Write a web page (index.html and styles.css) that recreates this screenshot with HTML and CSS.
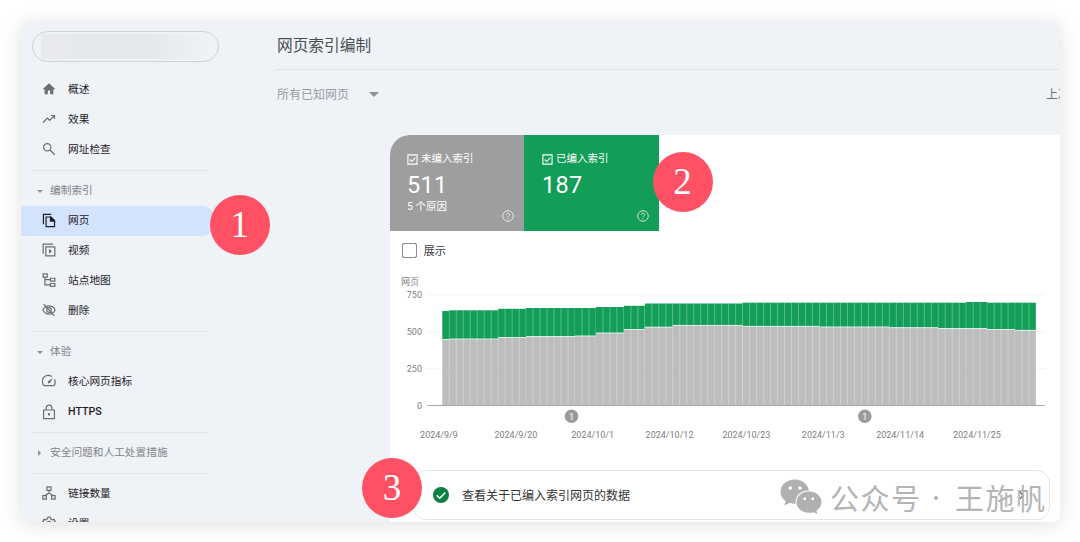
FILE: index.html
```html
<!DOCTYPE html>
<html lang="zh-CN">
<head>
  <meta charset="UTF-8">
  <meta name="viewport" content="width=device-width, initial-scale=1.0">
  <title>网页索引编制</title>
  <link rel="stylesheet" href="styles.css">
</head>
<body>
  <div class="window">
    <aside class="sidebar">
      <div class="property"><span class="property-name"></span></div>
      <nav>
        <a class="item"><svg viewBox="0 0 24 24"><path fill="currentColor" stroke="none" d="M10 21v-6.500h4V21h5.500v-8.500H23L12 2 1 12.500h3.500V21z"/></svg>概述</a>
        <a class="item"><svg viewBox="0 0 24 24"><path d="M2 18l7-7.500 4 4 8-8M15.500 6H21.500v6"/></svg>效果</a>
        <a class="item"><svg viewBox="0 0 24 24"><circle cx="9" cy="9" r="6.300"/><path d="M13.800 13.800l8 8"/></svg>网址检查</a>
        <hr>
        <div class="group"><i class="arrow down"></i><span>编制索引</span></div>
        <a class="item active"><svg viewBox="0 0 24 24"><path d="M2.500 18.500V1.500H16"/><path d="M7 6h8.500l6 6v10.500H7z"/><path fill="currentColor" d="M14.500 6.500V13H21z"/></svg>网页</a>
        <a class="item"><svg viewBox="0 0 24 24"><path d="M2 18.500V2h17"/><path d="M6.500 6.500h15.500V22H6.500z"/><path fill="currentColor" stroke="none" d="M12 10v8.500l5-4.200z"/></svg>视频</a>
        <a class="item"><svg viewBox="0 0 24 24"><path d="M2 1.500h7v5.500H2zM14.500 9h7.500v5h-7.500zM14.500 18h7.500v5h-7.500zM5 7v13.500h9.500M5 11.500h9.500"/></svg>站点地图</a>
        <a class="item"><svg viewBox="0 0 24 24"><path d="M1.500 12C4 7 8 5 12 5s8 2 10.500 7C20 17 16 19 12 19S4 17 1.500 12z"/><circle cx="12" cy="12" r="4"/><path d="M3 2l18 20"/></svg>删除</a>
        <hr>
        <div class="group"><i class="arrow down"></i><span>体验</span></div>
        <a class="item"><svg viewBox="0 0 24 24"><path d="M17 4.500A10.300 10.300 0 0 0 3.500 20h17a10.300 10.300 0 0 0 .8-11"/><path fill="currentColor" d="M19 7l-8.500 5.500a2 2 0 1 0 3 3z" stroke="none"/></svg>核心网页指标</a>
        <a class="item latin"><svg class="lock" viewBox="0 0 24 28"><path d="M2.500 10.500h19v15h-19zM7 10.500V7a5 5 0 0 1 10 0v3.500"/><circle cx="12" cy="18" r="1" fill="currentColor"/></svg>HTTPS</a>
        <hr>
        <div class="group"><i class="arrow right"></i><span>安全问题和人工处置措施</span></div>
        <hr>
        <a class="item"><svg viewBox="0 0 24 24"><path d="M8.500 1.500h7v6h-7zM1.500 16.500h6v6h-6zM16.500 16.500h6v6h-6zM12 7.500V12M5 16.500L12 12l7 4.500"/></svg>链接数量</a>
        <a class="item"><svg viewBox="0 0 24 24"><path d="M10 2h4l.8 3 2.700 1.500 3-.8 2 3.500-2.200 2.300v2l2.200 2.300-2 3.500-3-.8-2.700 1.500-.8 3h-4l-.8-3-2.700-1.500-3 .8-2-3.500 2.200-2.300v-2L1.500 9.200l2-3.500 3 .8L9.200 5z"/><circle cx="12" cy="12" r="3"/></svg>设置</a>
      </nav>
    </aside>

    <main>
      <h1>网页索引编制</h1>
      <div class="filter-bar">
        <span class="filter">所有已知网页<i class="arrow big"></i></span>
        <span class="updated">上次</span>
      </div>

      <section class="panel">
        <div class="tiles">
          <div class="tile gray">
            <div class="tile-label"><svg viewBox="0 0 12 12"><path d="M1 1h10v10H1zM3 6l2.200 2.200L9.200 4"/></svg><span>未编入索引</span></div>
            <div class="tile-value">511</div>
            <div class="tile-note">5 个原因</div>
            <svg class="help" viewBox="0 0 12 12"><circle cx="6" cy="6" r="5.300"/><path d="M4.400 4.900a1.600 1.600 0 1 1 2.500 1.200Q6 6.600 6 7.400M6 8.300v1"/></svg>
          </div>
          <div class="tile green">
            <div class="tile-label"><svg viewBox="0 0 12 12"><path d="M1 1h10v10H1zM3 6l2.200 2.200L9.200 4"/></svg><span>已编入索引</span></div>
            <div class="tile-value">187</div>
            <svg class="help" viewBox="0 0 12 12"><circle cx="6" cy="6" r="5.300"/><path d="M4.400 4.900a1.600 1.600 0 1 1 2.500 1.200Q6 6.600 6 7.400M6 8.300v1"/></svg>
          </div>
        </div>
        <div class="toggle"><span class="box"></span>展示</div>
        <svg class="chart" id="chart" width="670" height="176" viewBox="390 270 670 176"></svg>
        <div class="data-link">
          <svg class="ok" viewBox="0 0 16 16"><circle cx="8" cy="8" r="8"/><path d="M3.700 8.200l3 3 5.600-5.600"/></svg>
          <span>查看关于已编入索引网页的数据</span>
          <svg class="chevron" viewBox="0 0 6 10"><path d="M1 1l4 4-4 4"/></svg>
        </div>
      </section>
    </main>
  </div>

  <span class="step step-1">1</span>
  <span class="step step-2">2</span>
  <span class="step step-3">3</span>

  <div class="watermark">
    <svg viewBox="0 0 42 35">
      <path d="M15 .5C7 .5.5 5.800.5 12.800c0 4 2 7.200 5.200 9.400L4.500 26.500l5-2.500c2 .6 3.500.8 6 .8C15 17 20 11.800 29 11.500 27.500 5 22 .5 15 .5z"/>
      <path d="M29 12.500c-7 0-12.500 4.700-12.500 10.700S22 33.800 29 33.800c1.600 0 3-.2 4.300-.6l4.200 2-1.100-3.600c3.100-2 5.100-5 5.100-8.400 0-6-5.500-10.700-12.500-10.700z"/>
      <g class="eyes"><circle cx="10.300" cy="9" r="1.800"/><circle cx="20" cy="9" r="1.800"/><circle cx="24.800" cy="19.800" r="1.500"/><circle cx="32.800" cy="19.800" r="1.500"/></g>
    </svg>
    <span>公众号</span><i class="dot"></i><span>王施帆</span>
  </div>
  <script src="script.js"></script>
</body>
</html>
```

FILE: styles.css
```css
/* Base */
*, *::before, *::after { box-sizing: border-box; margin: 0; padding: 0; }
body { position: relative; width: 1080px; height: 542px; padding: 21px 20px 20px 21px; overflow: hidden; background: #fff; font-family: Roboto, "Noto Sans CJK SC", sans-serif; color: #3c4043; }
svg { display: block; flex: none; fill: none; stroke: currentColor; }

.window { display: flex; width: 1039px; height: 501px; overflow: hidden; border-radius: 7px; background: #eff3f8; box-shadow: 0 3px 20px rgba(0,0,0,0.12); }

/* Sidebar */
.sidebar { flex: none; width: 254px; padding-top: 10px; }
.property { width: 187px; height: 31px; margin: 0 0 13px 11px; padding: 2px 8px; border: 1px solid #cdd0d4; border-radius: 16px; }
.property-name { display: block; height: 25px; background: linear-gradient(90deg, #e9eaec, #e5e8ec 35%, #e5e8ec 65%, #eff3f8); }
.item { display: flex; align-items: center; gap: 12.5px; height: 30px; padding: 0 0 3px 20.5px; font-size: 10.7px; color: #1f2124; }
.item svg { width: 14px; height: 14px; margin-top: 1px; color: #6b6e72; stroke-width: 2.1; }
.item .lock { height: 16px; margin-top: 0; }
.item.latin { padding-bottom: 1px; font-weight: 500; }
.item.active { width: 195px; background: #d3e3fd; border-radius: 0 15px 15px 0; }
.item.active svg { height: 15px; color: #202124; }
hr { width: 177px; margin: 5px 0 5px 11px; border: 0; border-top: 1px solid #e0e4e7; }
.group { display: flex; align-items: center; height: 30px; padding-left: 16px; font-size: 10.7px; color: #808386; }
.group span { padding-bottom: 3px; }
.arrow { flex: none; width: 6px; margin-right: 7px; }
.arrow.down { border: 3px solid transparent; border-top-color: #909396; border-bottom: 0; }
.arrow.right { width: 3px; margin: 0 9px 0 1px; border: 3px solid transparent; border-left-color: #909396; border-right: 0; }
.arrow.big { width: 10px; margin: 2px 0 0 20px; border: 5px solid transparent; border-top-color: #8d9094; border-bottom: 0; }

/* Main column */
main { display: flex; flex-direction: column; flex: 1; min-width: 0; }
h1 { height: 49px; padding-left: 2px; border-bottom: 1px solid #e0e4e7; font-size: 15.7px; font-weight: 400; line-height: 50px; color: #4a4d50; }
.filter-bar { display: flex; justify-content: space-between; align-items: center; height: 65px; padding: 0 0 19px 2px; font-size: 12px; color: #999c9f; }
.filter { display: flex; align-items: center; }
.updated { margin-right: -10px; color: #707376; white-space: nowrap; }

/* White panel */
.panel { flex: 1; margin-left: 115px; overflow: hidden; border-top-left-radius: 20px; background: #fff; }
.tiles { display: flex; height: 96px; }
.tile { position: relative; padding: 16px 0 0 17px; color: #fff; }
.tile.gray { width: 134px; background: #9e9e9e; }
.tile.green { width: 135px; padding-left: 18px; background: #129d58; }
.tile-label { display: flex; align-items: center; gap: 3px; height: 16px; font-size: 10.5px; }
.tile-label span { padding-bottom: 3px; }
.tile-label svg { width: 11px; height: 11px; stroke-width: 1.2; }
.tile-value { height: 32px; padding-top: 4px; font-size: 23.5px; line-height: 28px; letter-spacing: 0.3px; }
.tile-note { height: 15px; font-size: 10.5px; line-height: 15px; }
.help { position: absolute; right: 10px; bottom: 9px; width: 12px; height: 12px; opacity: 0.75; }
.toggle { display: flex; align-items: center; gap: 7px; height: 39px; padding: 0 0 1px 11.5px; font-size: 11.3px; }
.box { width: 15px; height: 15px; border: 1.5px solid #6f7276; border-radius: 2px; outline: 0.5px solid #8b8e91; outline-offset: -1.5px; }

/* Chart */
.chart text { fill: #808080; stroke: none; font-size: 9px; }
.chart .grid { stroke: #f3f3f3; }
.chart .base { stroke: #a8a8a8; }
.chart .bar-in { fill: #129d58; stroke: none; }
.chart .bar-out { fill: #bdbdbd; stroke: none; }
.chart .cap { stroke: #d9f0e4; }
.chart .gap { stroke: rgba(255,255,255,0.3); }
.chart .pin { fill: #9b9b9b; stroke: none; }
.chart .pin-text { fill: #fff; }

.data-link { display: flex; align-items: center; width: 637px; height: 50px; margin: 24px 0 0 23px; padding: 0 25px 0 19px; border: 1px solid #e4e4e4; border-radius: 13px; font-size: 12px; color: #333; }
.data-link span { padding-bottom: 2px; }
.ok { width: 16px; height: 16px; margin-right: 13px; stroke: #fff; stroke-width: 1.6; }
.ok circle { fill: #0b8043; stroke: none; }
.chevron { width: 5px; height: 9px; margin-left: auto; stroke: #555; stroke-width: 1.5; }

/* Numbered markers over the window */
.step { position: absolute; width: 60px; height: 60px; border-radius: 50%; background: #ff5163; color: #fff; font: 37px/60px "Liberation Serif", serif; text-align: center; }
.step-1 { left: 209.7px; top: 195px; }
.step-2 { left: 652.5px; top: 152px; }
.step-3 { left: 362px; top: 458px; }

.watermark { position: absolute; left: 780px; top: 480px; display: flex; height: 35px; color: #b4b4b4; font: 29px/34px "Noto Sans CJK SC", sans-serif; letter-spacing: 1.5px; white-space: nowrap; }
.watermark svg { width: 42px; height: 35px; margin: -1px 8px 0 0; fill: #b0b0b0; stroke: none; }
.watermark .eyes { fill: #fff; }
.watermark .dot { width: 4px; height: 4px; margin: 16px 17px 0 12.5px; border-radius: 50%; background: #b4b4b4; }
```

FILE: script.js
```js
// [number of days, top of the indexed bar, top of the not indexed bar]
const runs = [
  [1, 311, 339.5], [7, 310.3, 339], [4, 308.8, 337.5], [7, 308, 336.5],
  [3, 308, 336], [4, 307, 333], [3, 305.8, 329.5], [4, 303.5, 327.2],
  [10, 303.5, 325.4], [11, 302.7, 326.4], [10, 302.7, 327], [7, 302.7, 327.7],
  [4, 302.7, 328.5], [3, 302, 328.5], [4, 302.7, 329.5], [3, 302.7, 330.4]
];
const dates = ['2024/9/9', '2024/9/20', '2024/10/1', '2024/10/12', '2024/10/23', '2024/11/3', '2024/11/14', '2024/11/25'];
const base = 405.5;
const left = 442.3;
const step = 6.985;

const line = (cls, x1, y1, x2, y2) => `<line class="${cls}" x1="${x1}" y1="${y1}" x2="${x2}" y2="${y2}"/>`;
let out = '<text x="401" y="285">网页</text>';

[[750, 295], [500, 332], [250, 368.7], [0, 405.5]].forEach(([value, y]) => {
  out += line('grid', 427, y, 1045, y);
  out += `<text x="422" y="${y + 3}" text-anchor="end">${value}</text>`;
});

let day = 0;
runs.forEach(([count, top, mid]) => {
  const x = left + day * step;
  const w = count * step;
  out += `<rect class="bar-in" x="${x}" y="${top}" width="${w}" height="${mid - top}"/>`;
  out += `<rect class="bar-out" x="${x}" y="${mid}" width="${w}" height="${base - mid}"/>`;
  out += line('cap', x, mid, x + w, mid);
  for (let i = 1; i <= count; i++) {
    out += line('gap', x + i * step, top, x + i * step, base);
  }
  day += count;
});
out += line('base', 427, base, 1045, base);

dates.forEach((date, i) => {
  out += `<text x="${439 + i * 76.85}" y="438" text-anchor="middle">${date}</text>`;
});
[571.5, 864.8].forEach(x => {
  out += `<circle class="pin" cx="${x}" cy="416.3" r="6.8"/><text class="pin-text" x="${x}" y="419.5" text-anchor="middle">1</text>`;
});
document.getElementById('chart').innerHTML = out;
```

----------------

_Given exercise_
Pick out every line above that holds the word "styles" and copy it.

_Complete answer_
Write a web page (index.html and styles.css) that recreates this screenshot with HTML and CSS.
  <link rel="stylesheet" href="styles.css">
FILE: styles.css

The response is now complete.